[Begin Material provided]

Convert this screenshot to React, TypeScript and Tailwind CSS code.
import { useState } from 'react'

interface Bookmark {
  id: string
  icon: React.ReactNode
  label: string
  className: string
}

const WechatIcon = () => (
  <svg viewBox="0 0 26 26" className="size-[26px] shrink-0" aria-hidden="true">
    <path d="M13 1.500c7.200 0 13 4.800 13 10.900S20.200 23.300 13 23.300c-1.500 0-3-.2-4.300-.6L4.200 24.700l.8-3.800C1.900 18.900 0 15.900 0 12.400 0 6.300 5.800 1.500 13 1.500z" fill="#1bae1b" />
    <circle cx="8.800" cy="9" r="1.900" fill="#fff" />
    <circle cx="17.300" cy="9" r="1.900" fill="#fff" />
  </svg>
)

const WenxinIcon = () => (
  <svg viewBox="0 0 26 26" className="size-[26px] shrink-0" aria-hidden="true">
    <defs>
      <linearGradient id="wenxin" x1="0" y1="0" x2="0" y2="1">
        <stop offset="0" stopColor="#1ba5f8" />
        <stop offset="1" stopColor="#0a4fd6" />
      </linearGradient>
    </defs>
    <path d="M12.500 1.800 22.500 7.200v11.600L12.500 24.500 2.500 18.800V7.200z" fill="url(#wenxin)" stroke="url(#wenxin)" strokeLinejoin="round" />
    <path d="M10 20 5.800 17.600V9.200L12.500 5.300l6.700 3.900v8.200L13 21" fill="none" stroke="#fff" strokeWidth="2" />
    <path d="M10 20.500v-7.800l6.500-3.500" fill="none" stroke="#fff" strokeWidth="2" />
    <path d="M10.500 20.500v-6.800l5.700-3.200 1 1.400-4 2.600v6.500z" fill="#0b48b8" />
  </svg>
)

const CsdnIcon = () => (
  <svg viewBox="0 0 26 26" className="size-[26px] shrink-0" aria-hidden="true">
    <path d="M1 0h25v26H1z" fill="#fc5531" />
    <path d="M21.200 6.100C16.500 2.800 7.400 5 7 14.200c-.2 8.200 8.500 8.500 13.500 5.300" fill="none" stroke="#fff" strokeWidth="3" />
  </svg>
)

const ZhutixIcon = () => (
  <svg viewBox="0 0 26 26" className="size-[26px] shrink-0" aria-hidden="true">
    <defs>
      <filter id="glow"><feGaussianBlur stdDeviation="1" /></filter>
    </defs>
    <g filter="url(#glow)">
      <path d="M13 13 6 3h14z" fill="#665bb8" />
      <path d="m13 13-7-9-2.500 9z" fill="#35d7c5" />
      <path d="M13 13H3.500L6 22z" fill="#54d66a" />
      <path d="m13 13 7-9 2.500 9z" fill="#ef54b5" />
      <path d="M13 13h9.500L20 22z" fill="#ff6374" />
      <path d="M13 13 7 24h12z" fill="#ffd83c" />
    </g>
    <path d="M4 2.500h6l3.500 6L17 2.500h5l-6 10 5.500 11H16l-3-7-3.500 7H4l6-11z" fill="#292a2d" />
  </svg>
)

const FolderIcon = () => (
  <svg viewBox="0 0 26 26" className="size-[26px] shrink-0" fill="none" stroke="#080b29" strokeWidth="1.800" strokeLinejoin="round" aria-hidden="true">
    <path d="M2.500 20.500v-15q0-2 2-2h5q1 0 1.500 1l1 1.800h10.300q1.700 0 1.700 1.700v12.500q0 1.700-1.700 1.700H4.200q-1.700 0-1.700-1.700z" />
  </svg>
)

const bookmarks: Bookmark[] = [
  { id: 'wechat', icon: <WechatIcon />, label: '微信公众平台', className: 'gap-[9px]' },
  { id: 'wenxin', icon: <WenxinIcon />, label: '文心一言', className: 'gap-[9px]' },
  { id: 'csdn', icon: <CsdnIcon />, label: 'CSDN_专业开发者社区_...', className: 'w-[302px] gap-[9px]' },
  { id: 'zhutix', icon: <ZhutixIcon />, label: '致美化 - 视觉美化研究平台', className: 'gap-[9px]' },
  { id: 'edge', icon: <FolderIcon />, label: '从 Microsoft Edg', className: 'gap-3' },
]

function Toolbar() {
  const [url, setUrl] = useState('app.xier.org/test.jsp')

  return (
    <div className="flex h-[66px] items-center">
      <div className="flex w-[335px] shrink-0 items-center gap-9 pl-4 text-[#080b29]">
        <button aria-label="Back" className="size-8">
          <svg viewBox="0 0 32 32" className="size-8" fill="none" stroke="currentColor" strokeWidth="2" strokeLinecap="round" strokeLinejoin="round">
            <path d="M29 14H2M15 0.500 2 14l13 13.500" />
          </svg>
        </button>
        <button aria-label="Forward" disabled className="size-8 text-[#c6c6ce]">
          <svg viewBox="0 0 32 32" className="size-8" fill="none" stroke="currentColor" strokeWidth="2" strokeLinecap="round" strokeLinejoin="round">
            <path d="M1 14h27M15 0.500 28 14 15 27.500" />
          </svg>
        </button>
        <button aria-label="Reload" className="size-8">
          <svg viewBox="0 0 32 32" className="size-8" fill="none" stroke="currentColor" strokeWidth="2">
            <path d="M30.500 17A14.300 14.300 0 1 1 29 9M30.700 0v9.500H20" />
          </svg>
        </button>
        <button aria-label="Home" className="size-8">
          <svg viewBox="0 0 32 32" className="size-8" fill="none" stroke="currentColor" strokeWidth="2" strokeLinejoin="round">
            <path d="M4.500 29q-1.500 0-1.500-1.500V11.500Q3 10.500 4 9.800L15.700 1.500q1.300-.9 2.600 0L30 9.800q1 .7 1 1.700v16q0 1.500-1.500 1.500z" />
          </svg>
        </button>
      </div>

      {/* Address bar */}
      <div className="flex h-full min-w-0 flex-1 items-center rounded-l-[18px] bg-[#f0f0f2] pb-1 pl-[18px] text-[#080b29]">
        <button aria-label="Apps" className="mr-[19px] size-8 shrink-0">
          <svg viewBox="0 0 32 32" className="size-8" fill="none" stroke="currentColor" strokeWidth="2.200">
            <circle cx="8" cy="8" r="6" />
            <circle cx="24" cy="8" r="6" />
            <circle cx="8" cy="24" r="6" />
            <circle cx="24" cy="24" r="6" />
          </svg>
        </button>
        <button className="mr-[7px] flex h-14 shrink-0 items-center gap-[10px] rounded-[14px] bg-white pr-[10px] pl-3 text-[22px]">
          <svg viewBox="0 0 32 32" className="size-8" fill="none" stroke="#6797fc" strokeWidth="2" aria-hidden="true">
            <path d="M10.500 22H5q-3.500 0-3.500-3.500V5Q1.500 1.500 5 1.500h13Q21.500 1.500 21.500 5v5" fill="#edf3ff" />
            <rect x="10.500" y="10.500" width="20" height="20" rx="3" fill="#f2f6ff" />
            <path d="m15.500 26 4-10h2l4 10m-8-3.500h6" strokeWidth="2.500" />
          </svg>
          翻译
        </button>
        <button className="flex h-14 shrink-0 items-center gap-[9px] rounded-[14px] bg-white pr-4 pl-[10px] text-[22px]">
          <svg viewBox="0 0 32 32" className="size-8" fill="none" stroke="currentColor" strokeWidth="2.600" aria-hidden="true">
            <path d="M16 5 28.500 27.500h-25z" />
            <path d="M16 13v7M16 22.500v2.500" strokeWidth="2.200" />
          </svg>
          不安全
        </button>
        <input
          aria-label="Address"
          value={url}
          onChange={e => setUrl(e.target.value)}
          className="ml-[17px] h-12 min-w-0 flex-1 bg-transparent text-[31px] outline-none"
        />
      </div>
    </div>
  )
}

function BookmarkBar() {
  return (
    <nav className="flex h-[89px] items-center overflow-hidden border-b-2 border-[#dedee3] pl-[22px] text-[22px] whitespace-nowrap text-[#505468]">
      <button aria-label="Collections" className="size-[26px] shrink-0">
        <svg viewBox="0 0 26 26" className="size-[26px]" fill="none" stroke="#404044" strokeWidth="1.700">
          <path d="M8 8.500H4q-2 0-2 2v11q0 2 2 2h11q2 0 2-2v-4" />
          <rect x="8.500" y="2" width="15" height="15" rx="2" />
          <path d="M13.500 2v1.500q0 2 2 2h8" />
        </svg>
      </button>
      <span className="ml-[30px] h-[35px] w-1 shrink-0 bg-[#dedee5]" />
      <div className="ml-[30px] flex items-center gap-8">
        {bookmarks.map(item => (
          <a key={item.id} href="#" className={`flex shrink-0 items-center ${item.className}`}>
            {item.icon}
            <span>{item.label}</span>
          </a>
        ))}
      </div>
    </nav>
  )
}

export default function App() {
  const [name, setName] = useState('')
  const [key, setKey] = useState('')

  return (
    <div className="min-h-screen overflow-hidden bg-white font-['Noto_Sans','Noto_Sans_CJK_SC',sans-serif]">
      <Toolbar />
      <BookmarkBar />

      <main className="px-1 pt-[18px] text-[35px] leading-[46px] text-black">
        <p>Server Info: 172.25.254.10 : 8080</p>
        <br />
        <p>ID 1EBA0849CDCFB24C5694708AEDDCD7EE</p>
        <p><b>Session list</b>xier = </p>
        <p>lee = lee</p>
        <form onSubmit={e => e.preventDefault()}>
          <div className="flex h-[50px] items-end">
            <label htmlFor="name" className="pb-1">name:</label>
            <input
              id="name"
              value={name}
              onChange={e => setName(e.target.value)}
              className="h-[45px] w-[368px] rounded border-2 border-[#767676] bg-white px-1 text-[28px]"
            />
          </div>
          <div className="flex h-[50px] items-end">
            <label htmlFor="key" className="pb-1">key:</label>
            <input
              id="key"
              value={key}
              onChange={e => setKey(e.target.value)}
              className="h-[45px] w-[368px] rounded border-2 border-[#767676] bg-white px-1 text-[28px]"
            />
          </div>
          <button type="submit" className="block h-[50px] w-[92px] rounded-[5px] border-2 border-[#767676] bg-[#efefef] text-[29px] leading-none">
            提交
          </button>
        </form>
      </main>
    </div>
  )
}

[End Material provided]
[Begin Material provided]

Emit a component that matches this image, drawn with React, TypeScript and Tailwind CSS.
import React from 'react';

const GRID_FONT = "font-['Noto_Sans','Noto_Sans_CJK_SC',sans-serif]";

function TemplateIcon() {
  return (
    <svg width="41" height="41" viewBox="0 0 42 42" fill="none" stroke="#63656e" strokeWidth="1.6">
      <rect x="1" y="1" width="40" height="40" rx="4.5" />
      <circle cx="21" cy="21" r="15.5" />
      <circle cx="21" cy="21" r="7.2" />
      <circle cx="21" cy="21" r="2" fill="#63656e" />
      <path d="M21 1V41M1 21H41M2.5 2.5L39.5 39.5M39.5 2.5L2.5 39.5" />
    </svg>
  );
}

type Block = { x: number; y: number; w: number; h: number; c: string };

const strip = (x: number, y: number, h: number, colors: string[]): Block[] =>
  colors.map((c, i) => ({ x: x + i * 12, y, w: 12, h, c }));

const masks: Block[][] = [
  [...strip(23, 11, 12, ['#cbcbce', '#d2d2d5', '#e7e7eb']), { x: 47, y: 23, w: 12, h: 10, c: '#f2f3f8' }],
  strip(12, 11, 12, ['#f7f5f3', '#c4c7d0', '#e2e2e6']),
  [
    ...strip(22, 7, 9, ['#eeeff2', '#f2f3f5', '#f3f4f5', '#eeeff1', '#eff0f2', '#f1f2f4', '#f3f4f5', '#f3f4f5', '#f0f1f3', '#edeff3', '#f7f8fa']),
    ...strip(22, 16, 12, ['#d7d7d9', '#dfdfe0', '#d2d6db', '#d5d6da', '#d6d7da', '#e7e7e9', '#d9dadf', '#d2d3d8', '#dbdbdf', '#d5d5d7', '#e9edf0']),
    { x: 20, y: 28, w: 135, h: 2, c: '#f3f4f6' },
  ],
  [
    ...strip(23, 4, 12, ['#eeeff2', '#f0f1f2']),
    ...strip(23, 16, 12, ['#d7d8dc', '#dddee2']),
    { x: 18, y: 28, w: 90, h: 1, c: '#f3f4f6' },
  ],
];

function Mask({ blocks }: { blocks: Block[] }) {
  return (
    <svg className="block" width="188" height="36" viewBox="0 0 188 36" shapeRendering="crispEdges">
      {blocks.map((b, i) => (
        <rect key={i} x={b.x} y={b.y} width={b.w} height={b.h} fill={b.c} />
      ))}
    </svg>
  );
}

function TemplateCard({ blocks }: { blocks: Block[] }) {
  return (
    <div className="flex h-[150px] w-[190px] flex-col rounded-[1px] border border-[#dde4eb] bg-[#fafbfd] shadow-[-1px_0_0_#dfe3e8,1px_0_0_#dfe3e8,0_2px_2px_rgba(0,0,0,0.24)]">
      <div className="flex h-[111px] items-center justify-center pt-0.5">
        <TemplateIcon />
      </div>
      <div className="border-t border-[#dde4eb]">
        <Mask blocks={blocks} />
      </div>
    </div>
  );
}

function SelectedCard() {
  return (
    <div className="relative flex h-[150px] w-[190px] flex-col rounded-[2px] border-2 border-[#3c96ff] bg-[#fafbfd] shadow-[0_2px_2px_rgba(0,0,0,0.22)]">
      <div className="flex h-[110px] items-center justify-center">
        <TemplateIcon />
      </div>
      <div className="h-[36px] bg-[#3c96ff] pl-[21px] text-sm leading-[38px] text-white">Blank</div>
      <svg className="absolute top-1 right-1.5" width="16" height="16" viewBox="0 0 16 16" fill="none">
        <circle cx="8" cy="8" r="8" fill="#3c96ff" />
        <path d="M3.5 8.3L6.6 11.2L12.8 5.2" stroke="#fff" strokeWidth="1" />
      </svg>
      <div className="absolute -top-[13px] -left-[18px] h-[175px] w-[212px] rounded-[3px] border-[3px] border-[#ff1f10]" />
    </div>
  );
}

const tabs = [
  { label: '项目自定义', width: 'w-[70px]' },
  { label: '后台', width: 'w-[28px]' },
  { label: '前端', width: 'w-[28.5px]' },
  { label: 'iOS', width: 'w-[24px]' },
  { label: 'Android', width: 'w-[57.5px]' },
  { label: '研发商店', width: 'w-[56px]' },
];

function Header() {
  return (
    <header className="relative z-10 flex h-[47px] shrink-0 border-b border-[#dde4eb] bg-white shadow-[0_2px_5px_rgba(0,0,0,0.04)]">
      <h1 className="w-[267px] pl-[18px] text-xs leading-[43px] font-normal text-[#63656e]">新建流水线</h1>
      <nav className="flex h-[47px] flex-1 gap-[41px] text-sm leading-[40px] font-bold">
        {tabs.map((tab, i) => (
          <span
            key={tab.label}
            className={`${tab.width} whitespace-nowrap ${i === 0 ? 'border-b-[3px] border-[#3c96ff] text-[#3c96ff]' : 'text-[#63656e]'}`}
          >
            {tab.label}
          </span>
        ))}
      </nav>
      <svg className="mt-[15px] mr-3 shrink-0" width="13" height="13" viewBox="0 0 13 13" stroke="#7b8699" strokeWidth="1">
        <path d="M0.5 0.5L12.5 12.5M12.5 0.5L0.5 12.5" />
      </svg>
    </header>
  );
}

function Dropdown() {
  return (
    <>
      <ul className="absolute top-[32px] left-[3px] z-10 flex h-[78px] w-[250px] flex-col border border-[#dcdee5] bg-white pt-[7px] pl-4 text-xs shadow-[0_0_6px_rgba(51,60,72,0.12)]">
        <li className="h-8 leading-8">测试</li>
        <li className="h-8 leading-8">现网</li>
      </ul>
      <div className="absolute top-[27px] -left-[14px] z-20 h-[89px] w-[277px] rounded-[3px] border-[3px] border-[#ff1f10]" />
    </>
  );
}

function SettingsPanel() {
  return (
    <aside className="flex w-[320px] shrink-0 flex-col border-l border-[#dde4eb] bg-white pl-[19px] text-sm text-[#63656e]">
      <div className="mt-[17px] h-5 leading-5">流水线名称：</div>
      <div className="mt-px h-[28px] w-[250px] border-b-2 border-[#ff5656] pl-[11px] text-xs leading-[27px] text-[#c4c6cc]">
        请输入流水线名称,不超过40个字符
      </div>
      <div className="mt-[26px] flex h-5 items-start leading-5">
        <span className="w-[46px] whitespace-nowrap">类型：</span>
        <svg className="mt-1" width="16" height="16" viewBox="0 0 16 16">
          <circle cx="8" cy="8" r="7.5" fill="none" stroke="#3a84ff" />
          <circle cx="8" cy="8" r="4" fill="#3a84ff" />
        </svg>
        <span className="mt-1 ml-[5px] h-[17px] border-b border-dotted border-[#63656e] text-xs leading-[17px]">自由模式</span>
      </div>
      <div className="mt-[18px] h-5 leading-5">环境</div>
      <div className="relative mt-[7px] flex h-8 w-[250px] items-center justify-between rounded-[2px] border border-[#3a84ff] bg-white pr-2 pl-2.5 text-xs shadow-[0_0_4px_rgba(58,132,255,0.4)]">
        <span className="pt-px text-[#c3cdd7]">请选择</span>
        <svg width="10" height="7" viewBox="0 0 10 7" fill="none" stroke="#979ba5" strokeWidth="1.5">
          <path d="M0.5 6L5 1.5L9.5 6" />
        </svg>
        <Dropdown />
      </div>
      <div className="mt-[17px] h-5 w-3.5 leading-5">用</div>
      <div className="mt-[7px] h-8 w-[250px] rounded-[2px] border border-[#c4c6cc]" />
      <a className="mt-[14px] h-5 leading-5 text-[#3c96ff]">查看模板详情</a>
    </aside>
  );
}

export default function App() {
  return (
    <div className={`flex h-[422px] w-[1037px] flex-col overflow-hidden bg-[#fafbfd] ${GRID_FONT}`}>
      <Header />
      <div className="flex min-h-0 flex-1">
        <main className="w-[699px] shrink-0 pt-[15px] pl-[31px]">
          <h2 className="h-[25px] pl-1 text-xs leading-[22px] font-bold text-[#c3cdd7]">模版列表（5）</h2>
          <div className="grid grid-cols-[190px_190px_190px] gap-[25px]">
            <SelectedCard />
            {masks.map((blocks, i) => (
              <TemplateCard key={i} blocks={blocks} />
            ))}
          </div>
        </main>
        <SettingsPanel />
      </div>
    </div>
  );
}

[End Material provided]
[Begin Material provided]

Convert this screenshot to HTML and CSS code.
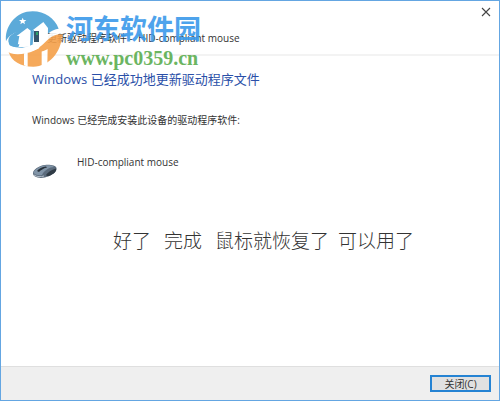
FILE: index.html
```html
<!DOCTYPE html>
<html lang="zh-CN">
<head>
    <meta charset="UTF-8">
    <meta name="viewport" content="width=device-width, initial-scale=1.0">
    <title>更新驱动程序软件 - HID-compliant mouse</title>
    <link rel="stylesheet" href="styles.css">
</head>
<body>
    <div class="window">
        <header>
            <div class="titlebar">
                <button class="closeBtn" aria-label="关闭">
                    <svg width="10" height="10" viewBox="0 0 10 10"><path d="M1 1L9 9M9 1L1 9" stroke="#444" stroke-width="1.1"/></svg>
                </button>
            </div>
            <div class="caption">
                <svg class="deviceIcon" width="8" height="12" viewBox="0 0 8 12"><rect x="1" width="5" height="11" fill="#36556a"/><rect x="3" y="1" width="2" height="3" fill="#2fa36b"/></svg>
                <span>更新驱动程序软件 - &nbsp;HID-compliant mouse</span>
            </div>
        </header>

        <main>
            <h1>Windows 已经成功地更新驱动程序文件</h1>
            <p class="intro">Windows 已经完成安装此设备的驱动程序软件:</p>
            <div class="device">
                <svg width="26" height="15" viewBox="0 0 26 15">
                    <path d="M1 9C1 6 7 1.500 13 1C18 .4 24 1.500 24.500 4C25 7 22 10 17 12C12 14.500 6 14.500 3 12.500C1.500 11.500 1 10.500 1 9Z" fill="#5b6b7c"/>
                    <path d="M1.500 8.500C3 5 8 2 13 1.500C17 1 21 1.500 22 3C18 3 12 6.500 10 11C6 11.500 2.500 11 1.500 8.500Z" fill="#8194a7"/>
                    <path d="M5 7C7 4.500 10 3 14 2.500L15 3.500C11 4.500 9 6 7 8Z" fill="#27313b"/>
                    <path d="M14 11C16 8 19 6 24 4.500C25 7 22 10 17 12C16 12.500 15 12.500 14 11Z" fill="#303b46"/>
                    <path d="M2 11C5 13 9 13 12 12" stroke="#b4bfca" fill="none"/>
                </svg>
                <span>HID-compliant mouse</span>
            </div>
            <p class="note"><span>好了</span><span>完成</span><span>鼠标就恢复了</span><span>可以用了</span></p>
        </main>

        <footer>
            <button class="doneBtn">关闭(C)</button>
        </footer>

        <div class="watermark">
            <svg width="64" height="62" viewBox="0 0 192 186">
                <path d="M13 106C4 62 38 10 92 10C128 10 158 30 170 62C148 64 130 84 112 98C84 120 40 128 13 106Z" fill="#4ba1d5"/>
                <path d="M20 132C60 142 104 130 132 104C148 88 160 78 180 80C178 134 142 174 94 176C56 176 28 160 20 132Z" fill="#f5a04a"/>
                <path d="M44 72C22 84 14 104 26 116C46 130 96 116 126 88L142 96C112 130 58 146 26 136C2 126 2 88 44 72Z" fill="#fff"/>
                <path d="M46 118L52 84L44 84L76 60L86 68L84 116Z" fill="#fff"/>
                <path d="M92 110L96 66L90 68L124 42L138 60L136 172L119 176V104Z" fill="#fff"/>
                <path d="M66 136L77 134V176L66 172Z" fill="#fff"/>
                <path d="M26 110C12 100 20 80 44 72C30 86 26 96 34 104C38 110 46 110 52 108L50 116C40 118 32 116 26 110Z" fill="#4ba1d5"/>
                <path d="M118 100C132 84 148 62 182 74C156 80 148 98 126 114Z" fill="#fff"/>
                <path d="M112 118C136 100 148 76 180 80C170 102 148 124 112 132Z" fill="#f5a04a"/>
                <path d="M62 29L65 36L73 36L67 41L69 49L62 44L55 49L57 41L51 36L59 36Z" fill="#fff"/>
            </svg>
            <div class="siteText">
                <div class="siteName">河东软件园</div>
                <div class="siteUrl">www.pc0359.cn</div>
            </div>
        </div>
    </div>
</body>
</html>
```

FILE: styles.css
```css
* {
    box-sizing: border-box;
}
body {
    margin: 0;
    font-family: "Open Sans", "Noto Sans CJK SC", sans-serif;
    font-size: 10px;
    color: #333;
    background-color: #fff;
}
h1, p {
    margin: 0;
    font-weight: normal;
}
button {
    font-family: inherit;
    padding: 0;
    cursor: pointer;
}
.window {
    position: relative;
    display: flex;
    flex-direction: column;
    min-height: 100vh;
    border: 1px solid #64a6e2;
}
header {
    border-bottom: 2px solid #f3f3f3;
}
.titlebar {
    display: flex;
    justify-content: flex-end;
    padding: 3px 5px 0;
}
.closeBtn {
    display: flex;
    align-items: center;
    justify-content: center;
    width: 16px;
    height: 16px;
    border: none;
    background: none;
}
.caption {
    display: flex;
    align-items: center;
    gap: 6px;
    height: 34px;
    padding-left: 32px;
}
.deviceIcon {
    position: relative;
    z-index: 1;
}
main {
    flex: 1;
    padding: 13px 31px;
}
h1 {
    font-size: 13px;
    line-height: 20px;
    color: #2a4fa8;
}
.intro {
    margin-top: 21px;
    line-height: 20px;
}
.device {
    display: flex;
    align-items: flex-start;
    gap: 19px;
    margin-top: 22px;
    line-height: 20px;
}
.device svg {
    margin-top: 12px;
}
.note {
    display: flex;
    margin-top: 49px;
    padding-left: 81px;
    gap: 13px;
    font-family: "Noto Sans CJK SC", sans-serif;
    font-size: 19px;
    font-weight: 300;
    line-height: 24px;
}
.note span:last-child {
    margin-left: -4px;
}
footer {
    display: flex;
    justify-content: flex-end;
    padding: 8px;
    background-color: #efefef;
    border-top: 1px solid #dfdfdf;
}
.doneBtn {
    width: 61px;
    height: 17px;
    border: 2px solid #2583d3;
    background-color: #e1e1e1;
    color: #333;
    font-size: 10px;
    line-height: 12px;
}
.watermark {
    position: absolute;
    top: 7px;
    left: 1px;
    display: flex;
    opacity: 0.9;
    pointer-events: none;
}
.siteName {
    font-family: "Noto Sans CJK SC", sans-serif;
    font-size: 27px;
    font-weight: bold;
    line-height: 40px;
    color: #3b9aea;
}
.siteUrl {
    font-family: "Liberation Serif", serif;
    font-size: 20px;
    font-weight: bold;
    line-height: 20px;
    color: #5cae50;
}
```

[End Material provided]

● What needs to be done: Look through the material and copy each line that has "TypeScript".

● Correct answer:
Convert this screenshot to React, TypeScript and Tailwind CSS code.
Emit a component that matches this image, drawn with React, TypeScript and Tailwind CSS.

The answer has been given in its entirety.